My argument for the justification of moral responsibility is not moral, but evolutionary. Every human culture known to me – and as far back as that culture’s history reaches – has had a concept of moral responsibility, i.e., some kind of connection between the doer and the deed, over and above being merely the natural cause of it. (Natural causes are not morally blame or credit-worthy; a bolt of lighting is not morally accountable for the house that it causes to burn down.) Could this cultural ubiquity of moral responsibility be a mere coincidence?

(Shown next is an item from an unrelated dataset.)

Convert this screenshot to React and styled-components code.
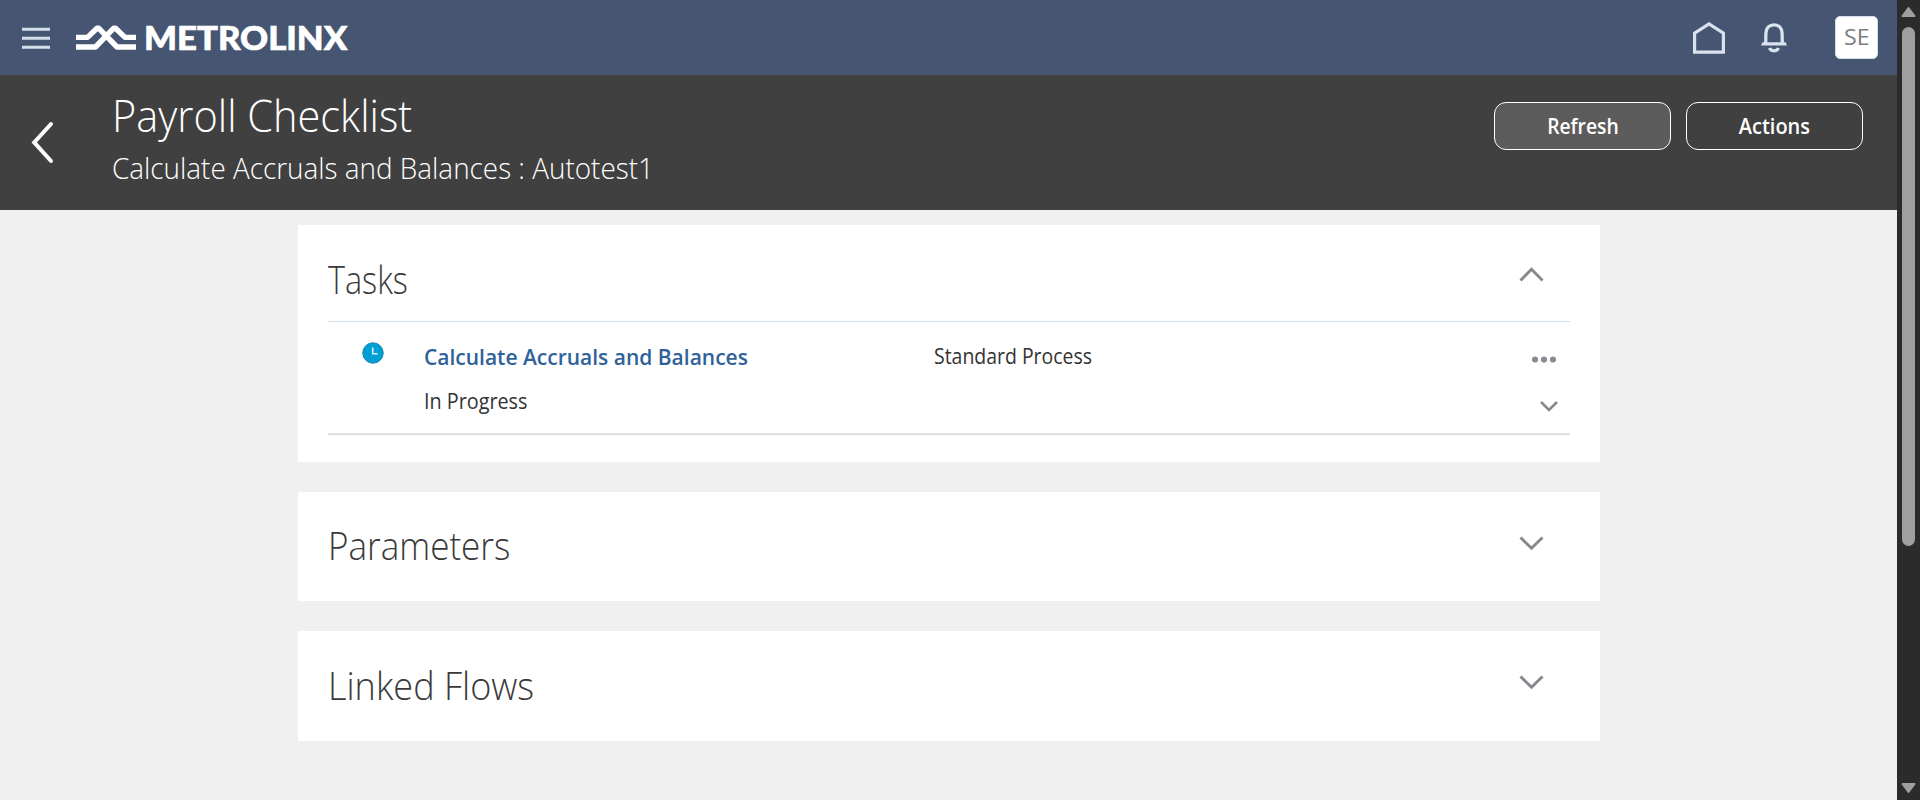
import React from "react";
import styled, { createGlobalStyle } from "styled-components";

const GlobalStyle = createGlobalStyle`
  *, *::before, *::after { box-sizing: border-box; }
  html, body { margin: 0; padding: 0; overflow: hidden; }
  body { font-family: "Open Sans", "Noto Sans", sans-serif; color: #3a3a3a; background: #f0f0f0; }
  svg { display: block; flex: none; }
  h1, h2, p { margin: 0; }
  button { font-family: inherit; padding: 0; }
`;

/* Narrows or widens a run of text from its left (or centre) edge. */
const Fit = styled.span`
  display: inline-block;
  white-space: nowrap;
  transform: scaleX(${(p) => p.$x});
  transform-origin: ${(p) => p.$origin || "left"} center;
`;

const Window = styled.div`
  display: flex;
  width: 1920px;
  height: 800px;
  overflow: hidden;
`;

const Page = styled.div`
  flex: 1;
  min-width: 0;
  display: flex;
  flex-direction: column;
`;

const TopBar = styled.header`
  height: 75px;
  background: #465672;
  display: flex;
  align-items: center;
  padding: 0 19px 0 22px;
`;

const IconButton = styled.button`
  display: flex;
  border: 0;
  background: none;
  margin-left: ${(p) => p.$left || 0}px;
`;

const Logo = styled.div`
  display: flex;
  align-items: center;
  margin-left: 26px;
  flex: 1;
`;

const LogoText = styled.span`
  margin-left: 8px;
  padding-bottom: 2px;
  font-family: "Lato", sans-serif;
  font-weight: 900;
  font-size: 33px;
  line-height: 40px;
  color: #fff;
  -webkit-text-stroke: 0.7px #fff;
`;

const Avatar = styled.div`
  width: 43px;
  height: 43px;
  margin-left: 48px;
  border-radius: 5px;
  border: 1px solid #d5dfeb;
  background: #fff;
  color: #7d7d7d;
  font-size: 21.5px;
  line-height: 40px;
  text-align: center;
`;

const PageHeader = styled.section`
  height: 135px;
  background: #404040;
  color: #fff;
  display: flex;
  align-items: flex-start;
  padding: 0 34px 0 31px;
`;

const BackButton = styled(IconButton)`
  padding-top: 46px;
  width: 81px;
`;

const Heading = styled.div`
  flex: 1;
  padding-top: 12px;
`;

const Title = styled.h1`
  font-size: 45px;
  font-weight: 300;
  line-height: 55px;
`;

const Subtitle = styled.p`
  margin-top: 6px;
  font-size: 29px;
  font-weight: 300;
  line-height: 40px;
`;

const HeaderActions = styled.div`
  display: flex;
  gap: 15px;
  padding-top: 27px;
`;

const HeaderButton = styled.button`
  width: 177px;
  height: 48px;
  border: 1px solid #fff;
  border-radius: 12px;
  background: ${(p) => (p.$filled ? "#5c5c5c" : "transparent")};
  color: #fff;
  font-size: 21px;
  font-weight: 600;
  line-height: 46px;
`;

const Content = styled.main`
  flex: 1;
  padding: 15px 297px 0 298px;
  display: flex;
  flex-direction: column;
  gap: 30px;
`;

const Card = styled.section`
  height: ${(p) => p.$height}px;
  flex: none;
  background: #fff;
  padding: 0 30px;
`;

const CardHead = styled.div`
  height: 96px;
  display: flex;
  justify-content: space-between;
  padding-right: 26px;
`;

const CardTitle = styled.h2`
  padding-top: ${(p) => p.$top}px;
  font-size: 39px;
  font-weight: 300;
  line-height: 60px;
`;

const CardToggle = styled(IconButton)`
  padding-top: ${(p) => p.$top}px;
`;

const TaskRow = styled.div`
  height: 114px;
  display: grid;
  grid-template-columns: 96px 510px 1fr auto;
  padding-top: 19px;
  border-top: 1px solid #cfdeea;
  border-bottom: 1px solid #cfdae4;
  box-shadow: inset 0 -1px 0 #e6e6e6;
`;

const StatusCell = styled.div`
  padding: 1px 0 0 34px;
`;

const Stack = styled.div`
  display: flex;
  flex-direction: column;
  gap: 15px;
`;

const TaskLink = styled.a`
  color: #2f6299;
  font-size: 22px;
  font-weight: 600;
  line-height: 30px;
`;

const TaskText = styled.span`
  font-size: 21px;
  line-height: 30px;
  color: #333;
`;

const RowActions = styled.div`
  display: flex;
  flex-direction: column;
  align-items: flex-end;
  padding: 15px 12px 0 0;
  gap: 38px;
`;

const Scrollbar = styled.aside`
  width: 23px;
  background: #2b2b2b;
  display: flex;
  flex-direction: column;
  align-items: center;
  padding: 6px 0;
`;

const Thumb = styled.div`
  width: 13px;
  height: 519px;
  margin-top: 9px;
  border-radius: 6.5px;
  background: #9f9f9f;
`;

const Spacer = styled.div`
  flex: 1;
`;

const MenuIcon = () => (
  <svg width="28" height="24" viewBox="0 0 28 24">
    <path d="M0 3.3h28M0 12.3h28M0 21.3h28" stroke="#d5dfeb" strokeWidth="3" />
  </svg>
);

const LogoMark = () => (
  <svg width="60" height="26" viewBox="0 0 60 26" fill="none" stroke="#fff" strokeWidth="5.4">
    <path d="M0 12.4H11.5L21 3.2H22.6L41 22H60" strokeLinejoin="round" />
    <path d="M60 12.4H49L39.5 3.2H37.8L19.5 22H0" strokeLinejoin="round" />
  </svg>
);

const HomeIcon = () => (
  <svg width="32" height="32" viewBox="0 0 32 32" fill="none" stroke="#d9e2ed" strokeWidth="3.2">
    <path d="M1.6 30.2V11.2L16 2L30.4 11.2V30.2Z" />
  </svg>
);

const BellIcon = () => (
  <svg width="26" height="30" viewBox="0 0 26 30" fill="none" stroke="#d9e2ed" strokeWidth="3.3">
    <path d="M4.7 20.5L4.9 10.3C5.1 4.8 8.4 1.8 13 1.8S20.9 4.8 21.1 10.3L21.3 20.5" />
    <path d="M0 22.6L1.4 19.2H24.6L26 22.6Z" fill="#d9e2ed" stroke="none" />
    <path d="M8.6 25C10 28.7 16 28.7 17.4 25" />
  </svg>
);

const BackIcon = () => (
  <svg width="23" height="43" viewBox="0 0 23 43" fill="none" stroke="#fff" strokeWidth="4" strokeLinecap="round">
    <path d="M20 3L3.2 21.4L20 40" />
  </svg>
);

const Chevron = ({ up }) => (
  <svg width="25" height="15" viewBox="0 0 25 15" fill="none" stroke="#85888c" strokeWidth="2.9">
    <path d={up ? "M1.5 13.5L12.5 2.3L23.5 13.5" : "M1.5 1.5L12.5 12.3L23.5 1.5"} />
  </svg>
);

const SmallChevron = () => (
  <svg width="18" height="11" viewBox="0 0 18 11" fill="none" stroke="#85888c" strokeWidth="2.5">
    <path d="M1 1L9 9L17 1" />
  </svg>
);

const MoreDots = styled.svg`
  margin-right: 2px;
`;

const MoreIcon = () => (
  <MoreDots width="24" height="7" viewBox="0 0 24 7" fill="#868c92">
    <circle cx="3" cy="3.5" r="3.1" />
    <circle cx="12" cy="3.5" r="3.1" />
    <circle cx="21" cy="3.5" r="3.1" />
  </MoreDots>
);

const ClockIcon = () => (
  <svg width="22" height="22" viewBox="0 0 22 22">
    <circle cx="11" cy="11" r="10.2" fill="#00a0d6" stroke="#0f83ac" strokeWidth="1" />
    <path d="M10.7 5.5V11.8H15.7" fill="none" stroke="#d8f1fa" strokeWidth="1.6" />
  </svg>
);

const Arrow = ({ down }) => (
  <svg width="15" height="12" viewBox="0 0 15 12" fill="#9f9f9f" stroke="#9f9f9f" strokeWidth="2" strokeLinejoin="round">
    <path d={down ? "M1.5 2H13.5L7.5 10Z" : "M1.5 10H13.5L7.5 2Z"} />
  </svg>
);

export default function App() {
  return (
    <Window>
      <GlobalStyle />
      <Page>
        <TopBar>
          <IconButton aria-label="Navigator"><MenuIcon /></IconButton>
          <Logo>
            <LogoMark />
            <LogoText><Fit $x={1.052}>METROLINX</Fit></LogoText>
          </Logo>
          <IconButton aria-label="Home"><HomeIcon /></IconButton>
          <IconButton aria-label="Notifications" $left={36}><BellIcon /></IconButton>
          <Avatar><Fit $x={1.08} $origin="center">SE</Fit></Avatar>
        </TopBar>
        <PageHeader>
          <BackButton aria-label="Back"><BackIcon /></BackButton>
          <Heading>
            <Title><Fit $x={0.922}>Payroll Checklist</Fit></Title>
            <Subtitle><Fit $x={0.961}>Calculate Accruals and Balances : Autotest1</Fit></Subtitle>
          </Heading>
          <HeaderActions>
            <HeaderButton $filled><Fit $x={0.918} $origin="center">Refresh</Fit></HeaderButton>
            <HeaderButton><Fit $x={0.95} $origin="center">Actions</Fit></HeaderButton>
          </HeaderActions>
        </PageHeader>
        <Content>
          <Card $height={237}>
            <CardHead>
              <CardTitle $top={24}><Fit $x={0.83}>Tasks</Fit></CardTitle>
              <CardToggle $top={42} aria-label="Collapse"><Chevron up /></CardToggle>
            </CardHead>
            <TaskRow>
              <StatusCell><ClockIcon /></StatusCell>
              <Stack>
                <TaskLink><Fit $x={0.954}>Calculate Accruals and Balances</Fit></TaskLink>
                <TaskText><Fit $x={0.942}>In Progress</Fit></TaskText>
              </Stack>
              <TaskText><Fit $x={0.926}>Standard Process</Fit></TaskText>
              <RowActions>
                <MoreIcon />
                <SmallChevron />
              </RowActions>
            </TaskRow>
          </Card>
          <Card $height={109}>
            <CardHead>
              <CardTitle $top={23}><Fit $x={0.898}>Parameters</Fit></CardTitle>
              <CardToggle $top={44} aria-label="Expand"><Chevron /></CardToggle>
            </CardHead>
          </Card>
          <Card $height={110}>
            <CardHead>
              <CardTitle $top={24}><Fit $x={0.924}>Linked Flows</Fit></CardTitle>
              <CardToggle $top={44} aria-label="Expand"><Chevron /></CardToggle>
            </CardHead>
          </Card>
        </Content>
      </Page>
      <Scrollbar>
        <Arrow />
        <Thumb />
        <Spacer />
        <Arrow down />
      </Scrollbar>
    </Window>
  );
}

Given the chasm of differences between many cultures, I think that such a coincidence may be possible, but extremely unlikely.
What is far more likely, and consistent with evolutionary theory, is that moral responsibility has survived these thousands of generations because it is an adaptive form of behavior; it has furthered the survival of those cultures which adopted it, and furthered the demise of those cultures that did not adopt it (if such cultures there were, and I am not claiming that there were). If, therefore, moral responsibility is an evolutionarily adaptive behavior, I think it is foolish of anyone to believe that moral responsibility is dispensable in any social situation. Perhaps a man stranded alone in the wilderness may not need to concern himself with it, but we do.
The traditional role of free-will in assigning responsibility is a matter of cause-and-effect reasoning; if Q is responsible for X, then Q must somehow have caused X. This much is obvious. But if a bolt of lightning causes a house-fire, we say that the lighting is “responsible” for the fire in a way that has nothing to do with morality. The strict determinist maintains that the causes of human actions can no more account for moral responsibility than the causes of lightning bolts. In fact, looking to causes for the source of moral responsibility is looking in the wrong place. Causation has absolutely nothing to do with moral responsibility – that role falls to knowledge, not to causes.
Imagine playing a game – say, chess – and assume that you know how to play the game. You may not be a world-class expert, but you know what you’re doing. Suppose that your opponent makes several illegal moves which you are quick to point out and correct. Is your opponent cheating or merely making mistakes? How do you tell?
Mistake-makers and cheaters are different. We know that they are different and, at some level, we know how to tell the difference between them (although we might not be able to explain how we do this). We also feel that mistake-makers and cheaters should be treated differently. Mistake-makers and cheaters may indeed be different in naturalistic terms (different causal influences, etc.), but this plays no role in moral assessment. When I am determining whether my opponent is a novice or a cheater, at no time does the question of “causation” ever arise. How, then, do we assess such matters?
The attribution of moral responsibility does not involve suspect metaphysical notions of causation (or non-causation); it involves finding out what the agent knew, and when he/she knew it. Did the agent know that he/she was acting in violation of moral or civil law? Did the agent know of the harm likely to result from his/her actions? Did the agent know, to a reasonable probability, what the outcome would be? We find out if our chess partner is a cheater or a mistake-maker by, inter alia, finding out what our partner knows about the game of chess. If he/she is a novice, they were mistakes; if he/she is an initiate to the game, it was cheating.
These are the kinds of questions we consider when actually weighing the attribution of responsibility, and the epistemic nature of the questions seems self-evident. If moral responsibility is an epistemic issue when we are assessing it, maybe it should also be an epistemic issue when we are explaining it. And it seems to me that such an account of moral responsibility does not have to fall back on suspect and rather shaky metaphysical concepts like “free-will.”